__Task description__:
The records below are split into lines. How many of those lines contain the string "Tailwind"? Reply with the number only.

__Input rows__:

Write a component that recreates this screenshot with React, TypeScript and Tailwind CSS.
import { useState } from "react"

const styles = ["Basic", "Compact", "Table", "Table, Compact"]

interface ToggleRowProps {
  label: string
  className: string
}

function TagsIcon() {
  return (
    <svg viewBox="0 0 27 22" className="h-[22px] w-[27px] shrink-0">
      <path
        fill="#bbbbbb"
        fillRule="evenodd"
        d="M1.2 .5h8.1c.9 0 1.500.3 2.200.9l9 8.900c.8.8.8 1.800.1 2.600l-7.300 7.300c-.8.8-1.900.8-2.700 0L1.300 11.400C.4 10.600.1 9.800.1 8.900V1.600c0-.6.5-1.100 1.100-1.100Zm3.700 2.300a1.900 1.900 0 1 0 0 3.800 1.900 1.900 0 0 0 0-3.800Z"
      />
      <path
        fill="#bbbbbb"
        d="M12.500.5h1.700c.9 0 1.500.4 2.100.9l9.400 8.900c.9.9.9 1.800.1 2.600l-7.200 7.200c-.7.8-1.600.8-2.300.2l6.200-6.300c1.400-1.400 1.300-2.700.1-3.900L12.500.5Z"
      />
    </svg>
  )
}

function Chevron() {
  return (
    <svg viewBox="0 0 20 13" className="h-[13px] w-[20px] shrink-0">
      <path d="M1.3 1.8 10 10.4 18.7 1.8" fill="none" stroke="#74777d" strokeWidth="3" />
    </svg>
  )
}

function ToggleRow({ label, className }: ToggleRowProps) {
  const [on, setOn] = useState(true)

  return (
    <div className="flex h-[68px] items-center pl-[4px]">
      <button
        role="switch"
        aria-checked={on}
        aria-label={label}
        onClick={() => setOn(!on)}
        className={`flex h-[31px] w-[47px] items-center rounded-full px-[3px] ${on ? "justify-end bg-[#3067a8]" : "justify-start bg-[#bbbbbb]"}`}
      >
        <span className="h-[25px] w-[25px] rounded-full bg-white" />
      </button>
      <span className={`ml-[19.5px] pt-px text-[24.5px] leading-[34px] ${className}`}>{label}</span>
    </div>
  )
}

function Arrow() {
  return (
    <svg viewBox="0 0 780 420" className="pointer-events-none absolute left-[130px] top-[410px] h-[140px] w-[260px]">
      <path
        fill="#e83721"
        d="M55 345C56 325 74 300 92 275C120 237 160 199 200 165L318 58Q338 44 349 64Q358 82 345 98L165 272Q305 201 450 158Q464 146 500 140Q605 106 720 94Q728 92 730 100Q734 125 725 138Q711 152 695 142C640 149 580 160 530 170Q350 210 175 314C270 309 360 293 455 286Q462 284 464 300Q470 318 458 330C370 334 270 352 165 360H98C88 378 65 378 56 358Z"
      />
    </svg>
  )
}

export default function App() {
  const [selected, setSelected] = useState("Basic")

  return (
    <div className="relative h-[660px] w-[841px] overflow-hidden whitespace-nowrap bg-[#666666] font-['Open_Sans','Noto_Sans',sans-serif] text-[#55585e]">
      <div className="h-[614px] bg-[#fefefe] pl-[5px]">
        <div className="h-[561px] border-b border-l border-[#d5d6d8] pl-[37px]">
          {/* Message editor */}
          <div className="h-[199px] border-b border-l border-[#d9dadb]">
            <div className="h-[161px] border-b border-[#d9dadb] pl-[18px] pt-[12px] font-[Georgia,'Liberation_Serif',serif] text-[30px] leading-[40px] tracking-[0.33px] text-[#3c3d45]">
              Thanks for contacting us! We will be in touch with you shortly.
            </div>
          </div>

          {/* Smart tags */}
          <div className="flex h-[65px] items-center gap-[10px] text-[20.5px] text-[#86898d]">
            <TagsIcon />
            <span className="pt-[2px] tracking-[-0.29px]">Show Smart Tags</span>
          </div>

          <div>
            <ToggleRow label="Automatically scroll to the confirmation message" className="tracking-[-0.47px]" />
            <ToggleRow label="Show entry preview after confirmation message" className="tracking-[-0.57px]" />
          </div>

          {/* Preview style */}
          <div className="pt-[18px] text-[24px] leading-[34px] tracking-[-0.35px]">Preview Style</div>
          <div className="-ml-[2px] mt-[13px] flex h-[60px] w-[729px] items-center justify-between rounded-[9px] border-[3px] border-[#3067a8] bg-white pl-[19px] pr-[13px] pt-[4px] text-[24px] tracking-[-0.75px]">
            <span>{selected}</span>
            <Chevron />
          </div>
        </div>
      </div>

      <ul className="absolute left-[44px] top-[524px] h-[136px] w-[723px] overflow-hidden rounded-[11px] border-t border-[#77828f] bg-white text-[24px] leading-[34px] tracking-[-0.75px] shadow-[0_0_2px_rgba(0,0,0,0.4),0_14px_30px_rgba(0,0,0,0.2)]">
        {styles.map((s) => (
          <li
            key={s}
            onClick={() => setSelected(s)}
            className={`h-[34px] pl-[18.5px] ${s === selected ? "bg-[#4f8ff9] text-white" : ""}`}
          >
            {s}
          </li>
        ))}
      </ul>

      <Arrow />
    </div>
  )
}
...
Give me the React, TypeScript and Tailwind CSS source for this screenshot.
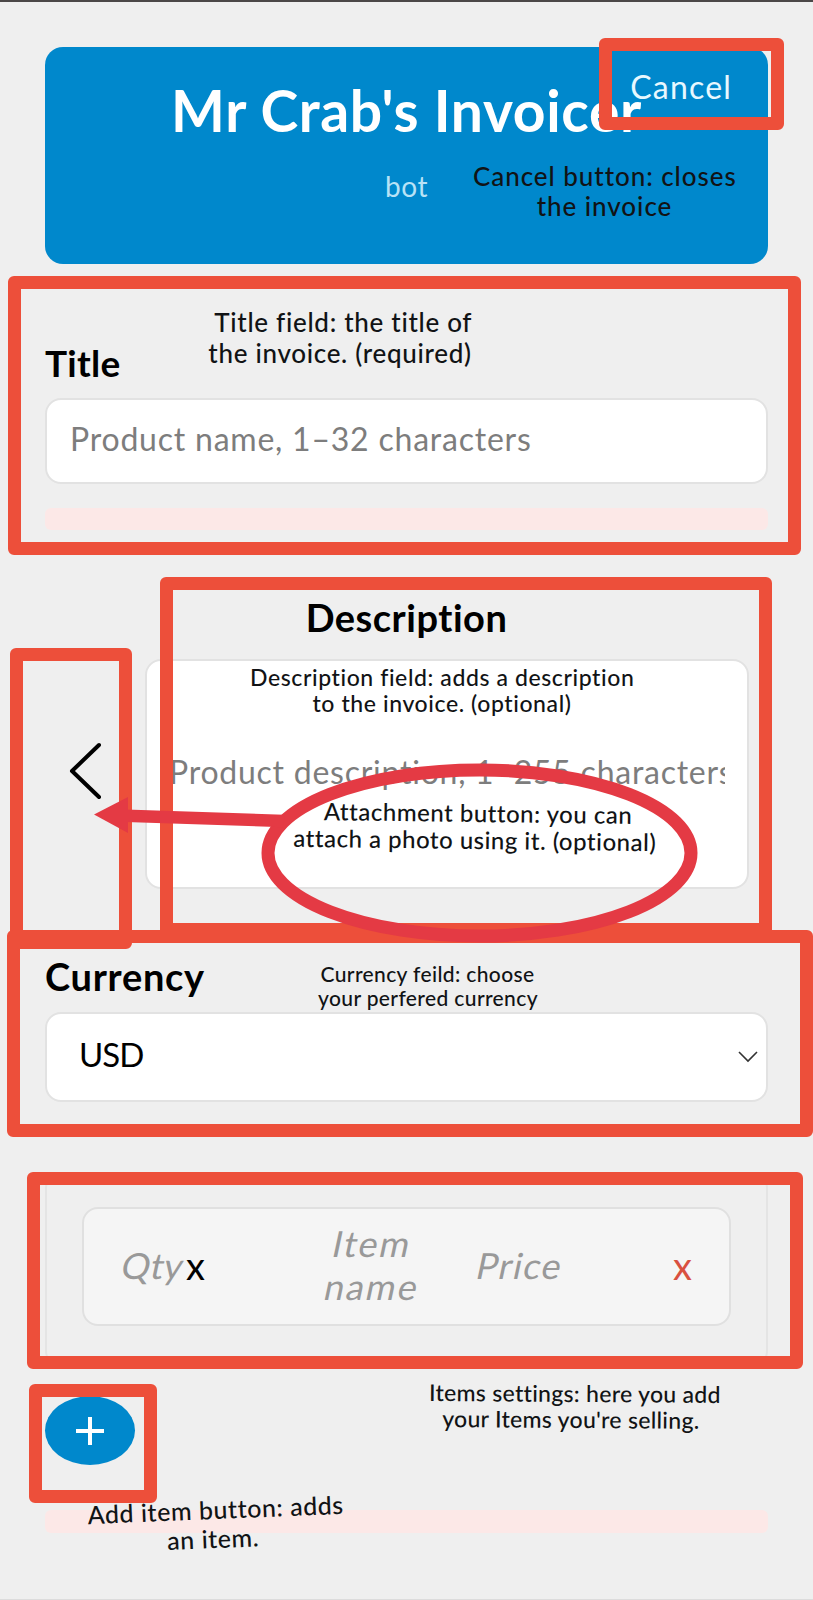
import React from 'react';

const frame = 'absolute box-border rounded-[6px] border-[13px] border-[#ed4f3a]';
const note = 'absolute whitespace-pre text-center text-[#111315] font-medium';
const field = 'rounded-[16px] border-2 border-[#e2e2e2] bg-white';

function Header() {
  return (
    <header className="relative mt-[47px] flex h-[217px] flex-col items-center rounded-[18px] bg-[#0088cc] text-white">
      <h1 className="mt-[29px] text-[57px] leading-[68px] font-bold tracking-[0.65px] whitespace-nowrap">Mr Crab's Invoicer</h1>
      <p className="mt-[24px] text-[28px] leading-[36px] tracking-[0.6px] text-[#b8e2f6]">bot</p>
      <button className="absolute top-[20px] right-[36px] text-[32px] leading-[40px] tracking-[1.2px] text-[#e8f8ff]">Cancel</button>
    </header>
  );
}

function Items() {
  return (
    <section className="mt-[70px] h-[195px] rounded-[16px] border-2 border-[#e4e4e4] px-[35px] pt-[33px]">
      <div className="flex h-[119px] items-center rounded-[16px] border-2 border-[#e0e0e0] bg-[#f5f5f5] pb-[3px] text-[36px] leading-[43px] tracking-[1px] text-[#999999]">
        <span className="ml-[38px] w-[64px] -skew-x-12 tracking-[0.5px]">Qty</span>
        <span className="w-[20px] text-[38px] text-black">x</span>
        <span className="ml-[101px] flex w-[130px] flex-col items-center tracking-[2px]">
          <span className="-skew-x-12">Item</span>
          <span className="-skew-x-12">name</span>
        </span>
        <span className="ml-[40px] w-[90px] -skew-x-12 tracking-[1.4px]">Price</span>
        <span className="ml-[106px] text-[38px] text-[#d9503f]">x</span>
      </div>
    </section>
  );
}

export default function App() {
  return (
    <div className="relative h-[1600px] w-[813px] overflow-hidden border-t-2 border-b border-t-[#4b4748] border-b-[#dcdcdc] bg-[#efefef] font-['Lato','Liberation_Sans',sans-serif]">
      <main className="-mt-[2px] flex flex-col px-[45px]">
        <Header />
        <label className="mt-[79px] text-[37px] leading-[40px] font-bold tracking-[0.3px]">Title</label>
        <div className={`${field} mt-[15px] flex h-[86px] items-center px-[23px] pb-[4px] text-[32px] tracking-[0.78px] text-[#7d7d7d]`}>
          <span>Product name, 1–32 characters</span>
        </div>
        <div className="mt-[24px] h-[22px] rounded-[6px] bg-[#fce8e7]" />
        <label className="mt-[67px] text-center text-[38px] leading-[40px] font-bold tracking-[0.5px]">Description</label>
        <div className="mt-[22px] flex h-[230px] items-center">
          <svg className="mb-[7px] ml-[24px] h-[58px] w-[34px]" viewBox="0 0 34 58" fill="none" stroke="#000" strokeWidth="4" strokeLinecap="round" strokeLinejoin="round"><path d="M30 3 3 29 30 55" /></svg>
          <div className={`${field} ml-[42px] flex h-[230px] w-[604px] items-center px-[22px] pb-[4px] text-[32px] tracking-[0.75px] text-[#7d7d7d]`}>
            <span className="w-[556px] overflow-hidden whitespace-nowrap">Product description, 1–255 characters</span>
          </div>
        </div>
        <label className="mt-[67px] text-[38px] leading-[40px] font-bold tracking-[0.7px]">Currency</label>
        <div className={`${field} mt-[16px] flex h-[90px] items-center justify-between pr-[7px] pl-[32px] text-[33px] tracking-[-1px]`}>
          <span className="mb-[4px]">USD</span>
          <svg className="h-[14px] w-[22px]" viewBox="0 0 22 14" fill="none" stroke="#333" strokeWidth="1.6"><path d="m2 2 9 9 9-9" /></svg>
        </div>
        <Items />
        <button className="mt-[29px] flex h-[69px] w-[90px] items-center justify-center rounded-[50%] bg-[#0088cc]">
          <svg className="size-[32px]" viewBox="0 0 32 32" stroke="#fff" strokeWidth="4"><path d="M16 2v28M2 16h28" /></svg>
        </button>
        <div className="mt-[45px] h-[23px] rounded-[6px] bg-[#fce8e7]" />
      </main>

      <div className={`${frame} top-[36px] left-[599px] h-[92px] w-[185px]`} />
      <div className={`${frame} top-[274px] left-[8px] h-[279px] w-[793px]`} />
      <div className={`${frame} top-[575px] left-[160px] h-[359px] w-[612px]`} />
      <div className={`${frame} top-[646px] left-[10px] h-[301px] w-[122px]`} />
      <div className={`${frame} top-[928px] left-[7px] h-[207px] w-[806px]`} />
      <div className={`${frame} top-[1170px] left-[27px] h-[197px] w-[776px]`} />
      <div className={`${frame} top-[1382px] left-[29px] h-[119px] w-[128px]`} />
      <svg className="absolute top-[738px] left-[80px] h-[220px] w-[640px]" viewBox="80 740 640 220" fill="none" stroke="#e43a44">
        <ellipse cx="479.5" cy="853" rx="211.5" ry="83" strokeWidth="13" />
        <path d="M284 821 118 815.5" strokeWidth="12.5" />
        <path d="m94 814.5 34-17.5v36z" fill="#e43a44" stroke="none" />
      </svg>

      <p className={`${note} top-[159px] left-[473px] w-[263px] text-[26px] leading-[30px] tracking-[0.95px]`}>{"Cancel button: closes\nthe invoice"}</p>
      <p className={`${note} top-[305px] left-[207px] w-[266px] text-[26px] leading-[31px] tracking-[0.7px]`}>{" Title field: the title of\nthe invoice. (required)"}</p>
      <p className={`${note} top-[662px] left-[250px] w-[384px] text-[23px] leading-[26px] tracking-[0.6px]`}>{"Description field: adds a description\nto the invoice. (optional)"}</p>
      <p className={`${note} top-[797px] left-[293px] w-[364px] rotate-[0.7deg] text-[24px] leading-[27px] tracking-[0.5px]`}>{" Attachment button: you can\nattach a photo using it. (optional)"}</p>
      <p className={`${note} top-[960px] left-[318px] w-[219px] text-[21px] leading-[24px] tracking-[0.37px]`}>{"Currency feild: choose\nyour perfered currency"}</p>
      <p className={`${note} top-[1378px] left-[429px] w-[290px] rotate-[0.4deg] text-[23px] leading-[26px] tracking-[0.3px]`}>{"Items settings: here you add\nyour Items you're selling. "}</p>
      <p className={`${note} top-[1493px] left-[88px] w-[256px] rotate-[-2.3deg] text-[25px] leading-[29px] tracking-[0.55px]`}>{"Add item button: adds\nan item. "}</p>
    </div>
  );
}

__Solution to this exercise__:
2